Can GCC-like extended assembler (recently implemented in GDC: http://dgcc.sourceforge.net/gdc/manual.html) help for these first two points?
It allows you to let the compiler allocate registers. That should fix point two.
You can also tell the compiler where to put variables and where you're going to put any results. That means your asm doesn't necessarily need to access memory to do anything useful. If the compiler sees it doesn't inlining the function should be possible, I think.
It won't fix all asm, of course, but it might make it possible to write inlinable asm.

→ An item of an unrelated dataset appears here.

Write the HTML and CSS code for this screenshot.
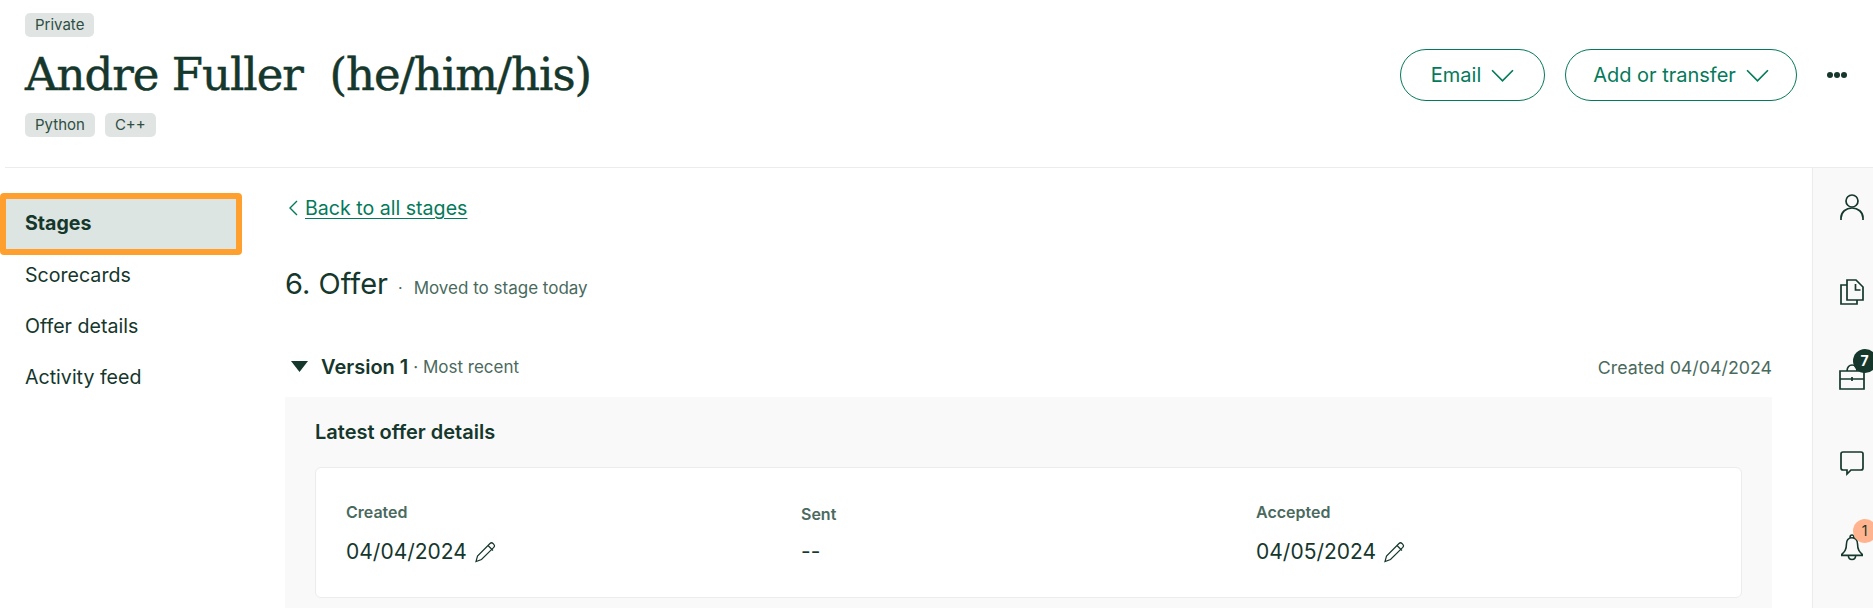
FILE: index.html
```html
<!DOCTYPE html>
<html lang="en">
<head>
    <meta charset="UTF-8">
    <title>Andre Fuller - Offer</title>
    <link rel="stylesheet" href="styles.css">
</head>
<body>
    <header class="page-header">
        <div class="candidate">
            <div class="chips"><span class="chip">Private</span></div>
            <h1>Andre Fuller&nbsp; (he/him/his)</h1>
            <div class="chips"><span class="chip">Python</span><span class="chip">C++</span></div>
        </div>
        <div class="actions">
            <button class="pill pill-email">Email
                <svg class="chevron" viewBox="0 0 22 12"><path d="M1 1l10 10L21 1"/></svg>
            </button>
            <button class="pill pill-add">Add or transfer
                <svg class="chevron" viewBox="0 0 22 12"><path d="M1 1l10 10L21 1"/></svg>
            </button>
            <div class="dots"><i></i><i></i><i></i></div>
        </div>
    </header>

    <div class="layout">
        <nav class="sidebar">
            <a class="nav-item active">Stages</a>
            <a class="nav-item">Scorecards</a>
            <a class="nav-item">Offer details</a>
            <a class="nav-item">Activity feed</a>
        </nav>

        <main class="content">
            <div class="back">
                <svg class="back-icon" viewBox="0 0 10 16"><path d="M9 1L2 8l7 7"/></svg>
                <a>Back to all stages</a>
            </div>

            <div class="stage-title">
                <h2>6. Offer</h2>
                <span class="stage-dot">·</span>
                <span class="stage-note">Moved to stage today</span>
            </div>

            <div class="version-row">
                <div class="version-left">
                    <svg class="caret" viewBox="0 0 17 11"><path d="M0 0h17L8.500 11z"/></svg>
                    <strong>Version 1</strong>
                    <span class="muted">· Most recent</span>
                </div>
                <span class="muted created-date">Created 04/04/2024</span>
            </div>

            <section class="panel">
                <h3>Latest offer details</h3>
                <div class="card">
                    <div class="field">
                        <div class="field-label">Created</div>
                        <div class="field-value">04/04/2024
                            <svg class="pencil" viewBox="0 0 22 22"><path d="M16 2.500c1-1 2-1 3 0l.8.800c1 1 1 2 0 3L7.500 18.500 2 20.500l1.500-5.500zM14 4.500l5 5"/></svg>
                        </div>
                    </div>
                    <div class="field field-sent">
                        <div class="field-label">Sent</div>
                        <div class="field-value">--</div>
                    </div>
                    <div class="field">
                        <div class="field-label">Accepted</div>
                        <div class="field-value">04/05/2024
                            <svg class="pencil" viewBox="0 0 22 22"><path d="M16 2.500c1-1 2-1 3 0l.8.800c1 1 1 2 0 3L7.500 18.500 2 20.500l1.500-5.500zM14 4.500l5 5"/></svg>
                        </div>
                    </div>
                </div>
            </section>
        </main>

        <aside class="rail">
            <div class="rail-item">
                <svg viewBox="0 0 24 26"><circle cx="12" cy="7" r="6"/><path d="M1 26v-2c0-6 5-10 11-10s11 4 11 10v2"/></svg>
            </div>
            <div class="rail-item">
                <svg viewBox="0 0 24 26"><path d="M7 1h9l7 7v13H7zM15.500 5v6h5M7 6H1v19h16v-4"/></svg>
            </div>
            <div class="rail-item">
                <svg viewBox="0 0 26 26"><path d="M1 7h24v18H1zM1 15h24M8 7c0-8 10-8 10 0M13 13v4"/></svg>
                <span class="badge badge-dark">7</span>
            </div>
            <div class="rail-item">
                <svg viewBox="0 0 24 26"><path d="M3 3h18a2 2 0 0 1 2 2v14a2 2 0 0 1-2 2H11l-4 4v-4H3a2 2 0 0 1-2-2V5a2 2 0 0 1 2-2z"/></svg>
            </div>
            <div class="rail-item">
                <svg viewBox="0 0 24 28"><path d="M10 4.500V3a2 2 0 0 1 4 0v1.500M12 4c-4 0-6 3-6 7 0 6-2 8-5 11v1h22v-1c-3-3-5-5-5-11 0-4-2-7-6-7zM8 23c0 6 8 6 8 0"/></svg>
                <span class="badge badge-peach">1</span>
            </div>
        </aside>
    </div>
</body>
</html>
```

FILE: styles.css
```css
:root {
    --ink: #15372c;
    --green: #047a5a;
    --muted: #4a6a5e;
    --chip: #e0e5e3;
    --line: #ececec;
    --soft: #f9f9f9;
    --orange: #ff9f2e;
}

* {
    margin: 0;
    padding: 0;
    box-sizing: border-box;
}

html, body {
    height: 608px;
    overflow: hidden;
}

body {
    font-family: Inter, sans-serif;
    color: var(--ink);
    background: #ffffff;
}

/* top bar */
.page-header {
    height: 168px;
    margin-left: 5px;
    padding: 13px 0 0 20px;
    border-bottom: 1px solid var(--line);
    display: flex;
    justify-content: space-between;
}

h1 {
    font-family: "DejaVu Serif", serif;
    font-size: 45px;
    font-weight: 400;
    line-height: 76px;
    letter-spacing: -1px;
    -webkit-text-stroke: 0.5px var(--ink);
}

.chips {
    display: flex;
    gap: 10px;
}

.chip {
    height: 24px;
    padding: 0 10px;
    border-radius: 5px;
    background: var(--chip);
    font-size: 15px;
    line-height: 24px;
    color: #2f4f44;
}

.actions {
    display: flex;
    align-items: center;
    height: 52px;
    margin-top: 36px;
    padding-right: 26px;
}

.pill {
    height: 52px;
    border: 1px solid var(--green);
    border-radius: 26px;
    background: #fff;
    color: var(--green);
    font: 400 20px Inter, sans-serif;
    display: flex;
    align-items: center;
    justify-content: center;
    gap: 10px;
}

.pill-email { width: 145px; }
.pill-add { width: 232px; margin-left: 20px; }

.chevron {
    width: 23px;
    height: 13px;
    fill: none;
    stroke: var(--green);
    stroke-width: 1.6;
}

.dots {
    display: flex;
    gap: 1px;
    margin-left: 30px;
}

.dots i {
    width: 6px;
    height: 6px;
    border-radius: 50%;
    background: var(--ink);
}

/* three columns below the bar */
.layout {
    display: grid;
    grid-template-columns: 242px 1fr 61px;
    height: 440px;
}

.sidebar {
    padding-top: 25px;
    display: flex;
    flex-direction: column;
}

.nav-item {
    display: block;
    height: 51px;
    padding-left: 25px;
    font-size: 19.600px;
    line-height: 51px;
    color: var(--ink);
}

.nav-item.active {
    height: 62px;
    margin-bottom: -5px;
    padding-left: 19px;
    border: 6px solid var(--orange);
    border-radius: 4px;
    background: #dce5e1;
    line-height: 49px;
    font-weight: 700;
}

.content {
    padding: 28px 40px 0 43px;
}

.back {
    display: flex;
    align-items: center;
    gap: 7px;
    height: 24px;
    margin-left: 3px;
    color: var(--green);
    font-size: 19.600px;
}

.back a {
    text-decoration: underline;
    text-underline-offset: 3px;
}

.back-icon {
    width: 10px;
    height: 16px;
    fill: none;
    stroke: var(--green);
    stroke-width: 1.4;
}

.stage-title {
    display: flex;
    align-items: baseline;
    margin-top: 44px;
    height: 40px;
}

h2 {
    font-size: 29px;
    font-weight: 400;
    line-height: 40px;
}

.stage-dot {
    margin: 0 11px 0 10px;
    color: var(--muted);
}

.stage-note {
    font-size: 17px;
    color: var(--muted);
}

.version-row {
    display: flex;
    justify-content: space-between;
    align-items: center;
    height: 24px;
    margin-top: 51px;
    font-size: 17px;
}

.version-left {
    display: flex;
    align-items: center;
}

.caret {
    width: 17px;
    height: 11px;
    margin: 0 13px 2px 6px;
    fill: var(--ink);
}

.version-left strong {
    font-size: 20px;
    font-weight: 600;
    margin-right: 5px;
}

.muted {
    color: var(--muted);
}

.created-date {
    font-size: 17.800px;
}

.panel {
    margin-top: 18px;
    height: 221px;
    padding: 23px 30px 0 30px;
    background: var(--soft);
}

h3 {
    font-size: 20px;
    font-weight: 600;
    line-height: 24px;
}

.card {
    display: grid;
    grid-template-columns: 455px 455px 1fr;
    height: 131px;
    margin-top: 23px;
    padding: 32px 30px 0;
    background: #fff;
    border: 1px solid var(--line);
    border-radius: 6px;
}

.field-label {
    font-size: 16px;
    font-weight: 600;
    line-height: 24px;
    color: var(--muted);
}

.field-sent .field-label {
    margin-top: 2px;
    margin-bottom: -2px;
}

.field-value {
    display: flex;
    align-items: center;
    gap: 7px;
    margin-top: 16px;
    font-size: 21px;
    line-height: 24px;
}

.pencil {
    width: 22px;
    height: 22px;
    fill: none;
    stroke: var(--ink);
    stroke-width: 1.2;
}

/* right icon rail */
.rail {
    display: flex;
    flex-direction: column;
    align-items: center;
    gap: 59px;
    padding: 26px 0 0 17px;
    background: var(--soft);
    border-left: 1px solid var(--line);
}

.rail-item {
    position: relative;
    width: 26px;
    height: 26px;
}

.rail-item svg {
    display: block;
    width: 26px;
    height: 26px;
    fill: none;
    stroke: var(--ink);
    stroke-width: 1.7;
    overflow: visible;
}

.badge {
    position: absolute;
    top: -15px;
    left: 14px;
    width: 24px;
    height: 24px;
    border-radius: 50%;
    font-size: 14px;
    line-height: 24px;
    text-align: center;
}

.badge-dark {
    background: var(--ink);
    color: #fff;
    font-weight: 700;
}

.badge-peach {
    background: #ffb48f;
    color: var(--ink);
}
```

I do think it needs different syntax. Strings? AT&T asm syntax? Bah. But the idea itself is a good one, I think.
January 29, 2007
Frits van Bommel wrote:
> Can GCC-like extended assembler (recently implemented in GDC: http://dgcc.sourceforge.net/gdc/manual.html) help for these first two points?
> It allows you to let the compiler allocate registers. That should fix point two.
> You can also tell the compiler where to put variables and where you're going to put any results. That means your asm doesn't necessarily need to access memory to do anything useful. If the compiler sees it doesn't inlining the function should be possible, I think.
> It won't fix all asm, of course, but it might make it possible to write inlinable asm.
> 


For regular functions, I completely agree.  The system should work at least as well as compiler inlining (for certain cases).

Unfortunately vector assembler is not the same.  At the very minimum the implementation needs to be aware of the vector registers on the system, and it needs to be able to pass parameters/returns in those registers. Otherwise, you still have to use costly functions like movups, and you still pay the same basic bookkeeping costs.

It just seems like it would be simpler to make small vectors primitive types and be done with it.

-Mik
January 29, 2007
Mikola Lysenko wrote:
> It just seems like it would be simpler to make small vectors primitive types and be done with it.

If you could write up a short proposal on exactly what operations should be supported, alignment, etc., that would be most helpful.
January 29, 2007
Reiner Pope wrote:

> struct MyVector
> {
>     template opFakeMember(char[] ident)

I wouldn't call it "opFakeMember", since those members are not really fakes. How about "opVirt[ual]Member" or "opAttr[ibute]"?.

Wolfgang Draxinger
-- 
E-Mail address works, Jabber: hexarith@jabber.org, ICQ: 134682867

January 29, 2007
Mikola Lysenko wrote:
> Bill Baxter wrote:
>> "Most CPUs today have *some* kind of SSE/Altivec type thing"
>>
>> That may be, but I've heard that at least SSE is really not that suited to many calculations -- especially ones in graphics.  Something like you have to pack your data so that all the x components are together, and all y components together, and all z components together.  Rather than the way everyone normally stores these things as xyz, xyz.  Maybe Altivec, SSE2 and SSE3 fix that though.  At any rate I think maybe Intel's finally getting tired of being laughed at for their graphics performance so things are probably changing.
>>
>>
> 
> I have never heard of any SIMD architecture where vectors works that way.  On SSE, Altivec or MMX the components for the vectors are always stored in contiguous memory.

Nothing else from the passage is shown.